Ocorre que a palavra Antropoceno - ao mesmo tempo em que continua o debate formal acima mencionado - vem trilhando um caminho paralelo e inesperado, sendo cada vez mais usada como um conceito histórico, como a sinalização de uma transformação radical que vem ocorrendo na história da humanidade. De fato, um novo conceito estava faltando para dar conta do que está acontecendo na história global, especialmente no século XX. Palavras fundamentais como “modernidade” e “globalização” já não estavam sendo suficientes para analisar essa transformação, especialmente por não enfatizarem a sua dimensão ecológica. Pode-se dizer que a grande novidade da história contemporânea é ecológica: a radical absorção do planeta na história humana e da história humana na dinâmica do planeta. Uma mudança histórica que já está bem documentada e não dependente necessariamente da decisão formal sobre a nova época geológica.
O aspecto essencial da análise histórica do Antropoceno, ao meu ver, está em chamar atenção para o que está sendo denominado de “Grande Aceleração”: a enorme mudança no patamar quantitativo da presença humana no planeta a partir de meados do século XX. É claro que essa mudança não pode ser dissociada das revoluções industriais que ocorreram a partir do século XVIII, produzindo uma “grande transformação”. O uso massivo de combustíveis fósseis, por outro lado, está na base material de ambos os fenômenos. Mas os ventos da industrialização se transformaram em um furacão a partir de 1950. Entre 1800 e 1950, por exemplo, a população global cresceu de 1 para 2,5 bilhões de pessoas. Mas nos últimos 67 anos pulou para mais de 7,5 bilhões! Assim como o número de veículos motorizados pulou de 40 milhões para mais de 1 bilhão. A reprodução cotidiana da vida humana, mesmo considerando as enormes diferenças existentes nos padrões de produção e consumo das diversas regiões e classes sociais, passou a depender da continuidade diária de fluxos gigantescos de matéria e energia, produzindo consequências inéditas no plano ecológico.

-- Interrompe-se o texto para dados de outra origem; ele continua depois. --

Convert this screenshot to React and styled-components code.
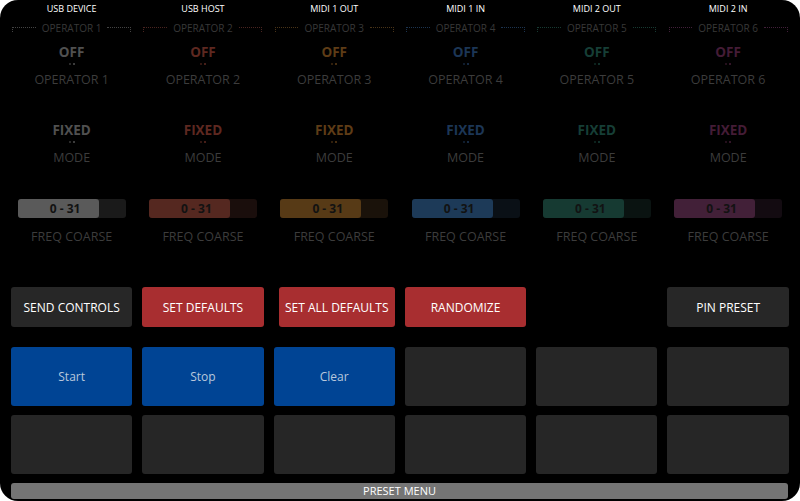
import React from "react";
import styled, { createGlobalStyle } from "styled-components";

const G = createGlobalStyle`
  html,body{margin:0;padding:0;background:#fff;}
  body{font-family:"Open Sans","DejaVu Sans",sans-serif;}
`;
const Frame = styled.div`
  width:800px;height:501px;background:#000;border-radius:18px;overflow:hidden;
  box-sizing:border-box;padding:0 6px 2px 6px;display:flex;flex-direction:column;
`;
const Grid = styled.div`display:grid;grid-template-columns:repeat(6,131.3px);`;
const Col = styled.div`display:flex;flex-direction:column;align-items:center;`;
const Head = styled.div`color:#fff;font-size:9px;height:17px;line-height:17px;`;
const Bracket = styled.div`
  display:flex;align-items:flex-start;width:119px;height:14px;margin-top:4px;
`;
const Seg = styled.div`
  flex:1;height:4px;margin-top:6px;border-top:1px dotted ${p=>p.c};
  ${p=>p.left?`border-left:1px dotted ${p.c};`:`border-right:1px dotted ${p.c};`}
`;
const OpT = styled.div`color:#383838;font-size:10px;line-height:14px;padding:0 6px;`;
const Big = styled.div`color:${p=>p.c};font-weight:bold;font-size:13.5px;line-height:16px;margin-top:${p=>p.mt}px;`;
const Dots = styled.div`display:flex;gap:2px;height:5px;align-items:center;margin-top:1px;
  span{width:2px;height:2px;border-radius:1px;background:${p=>p.c};}
  span:first-child{opacity:.7}`;
const Lbl = styled.div`color:#3c3c3c;font-size:12.5px;line-height:16px;margin-top:${p=>p.mt||6}px;`;
const Slider = styled.div`
  width:108px;height:19px;border-radius:3px;background:${p=>p.bg};margin-top:33px;position:relative;
  display:flex;
`;
const Fill = styled.div`width:81px;height:100%;border-radius:3px;background:${p=>p.c};`;
const SlTxt = styled.div`position:absolute;left:0;width:81px;top:0;line-height:19px;text-align:center;
  font-weight:bold;font-size:12px;color:#121212;padding-left:14px;box-sizing:border-box;`;
const Btns = styled.div`display:grid;grid-template-columns:repeat(6,131.3px);margin-top:42px;`;
const Btn = styled.div`
  margin:0 5px 0 ${p=>p.ml||5}px;height:40px;border-radius:3px;background:${p=>p.bg||"#272727"};
  color:#fff;font-size:12px;display:flex;align-items:center;justify-content:center;white-space:nowrap;
  visibility:${p=>p.hide?"hidden":"visible"};
`;
const Pads = styled.div`display:grid;grid-template-columns:repeat(6,131.3px);row-gap:9px;margin-top:20px;`;
const Pad = styled.div`
  margin:0 5px;height:59px;border-radius:3px;background:${p=>p.blue?"#004494":"#262626"};
  color:#b8c8dc;font-size:12px;display:flex;align-items:center;justify-content:center;
`;
const Preset = styled.div`
  margin:9px 6px 0 5px;height:16px;border-radius:3px;background:#757575;color:#fff;
  font-size:11px;line-height:16px;text-align:center;
`;

const cols = [
  ["USB DEVICE","#505050","#5a5a5a","#1a1a1a","#444"],
  ["USB HOST","#5e2820","#552820","#1a0e0c","#4a2420"],
  ["MIDI 1 OUT","#5e3c16","#573a16","#1a120a","#4a3418"],
  ["MIDI 1 IN","#1c3656","#1d3a58","#0a1016","#1c3450"],
  ["MIDI 2 OUT","#163e36","#163a32","#0a1311","#173a32"],
  ["MIDI 2 IN","#441c36","#422038","#130b11","#42203a"],
];

export default function App(){
  return (<><G/><Frame>
    <Grid>{cols.map(([h,c,f,bg,br],i)=>(
      <Col key={i}>
        <Head>{h}</Head>
        <Bracket><Seg left c={br}/><OpT>OPERATOR {i+1}</OpT><Seg c={br}/></Bracket>
        <Big c={c} mt={9}>OFF</Big>
        <Dots c={c}><span/><span/></Dots>
        <Lbl>OPERATOR {i+1}</Lbl>
        <Big c={c} mt={34}>FIXED</Big>
        <Dots c={c}><span/><span/></Dots>
        <Lbl>MODE</Lbl>
        <Slider bg={bg}><Fill c={f}/><SlTxt>0 - 31</SlTxt></Slider>
        <Lbl mt={11}>FREQ COARSE</Lbl>
      </Col>))}
    </Grid>
    <Btns>
      <Btn>SEND CONTROLS</Btn>
      <Btn bg="#a82e30">SET DEFAULTS</Btn>
      <Btn bg="#a82e30" ml={10}>SET ALL DEFAULTS</Btn>
      <Btn bg="#a82e30">RANDOMIZE</Btn>
      <Btn hide/>
      <Btn>PIN PRESET</Btn>
    </Btns>
    <Pads>
      <Pad blue>Start</Pad><Pad blue>Stop</Pad><Pad blue>Clear</Pad><Pad/><Pad/><Pad/>
      <Pad/><Pad/><Pad/><Pad/><Pad/><Pad/>
    </Pads>
    <Preset>PRESET MENU</Preset>
  </Frame></>);
}
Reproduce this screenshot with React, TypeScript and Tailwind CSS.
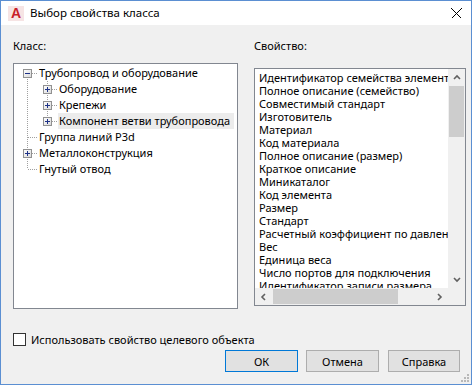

O ponto fundamental, portanto, é que não se pode pensar a história humana da mesma maneira que se pensava antes da “Grande Aceleração”. Por outro aspecto, ao assumir o Antropoceno como um conceito histórico, saímos do plano exclusivamente global em que a estratigrafia geológica trabalha para pensar as manifestações diferenciadas desse novo momento histórico nos vários países e regiões. O debate sobre o Antropoceno passa a existir também de maneira situada e localizada, levando em conta a grande diversidade geográfica, cultural e social que a vida humana apresenta. O grande desafio, nesse sentido, é justamente o de identificar as complexas conexões existentes entre o global, o nacional e o local no âmbito dessa enorme mudança histórica que estamos vivenciando e pelejando para entender melhor.
* José Augusto Pádua é professor do Instituto de História da Universidade Federal do Rio de Janeiro (UFRJ) e consultor do Museu do Amanhã.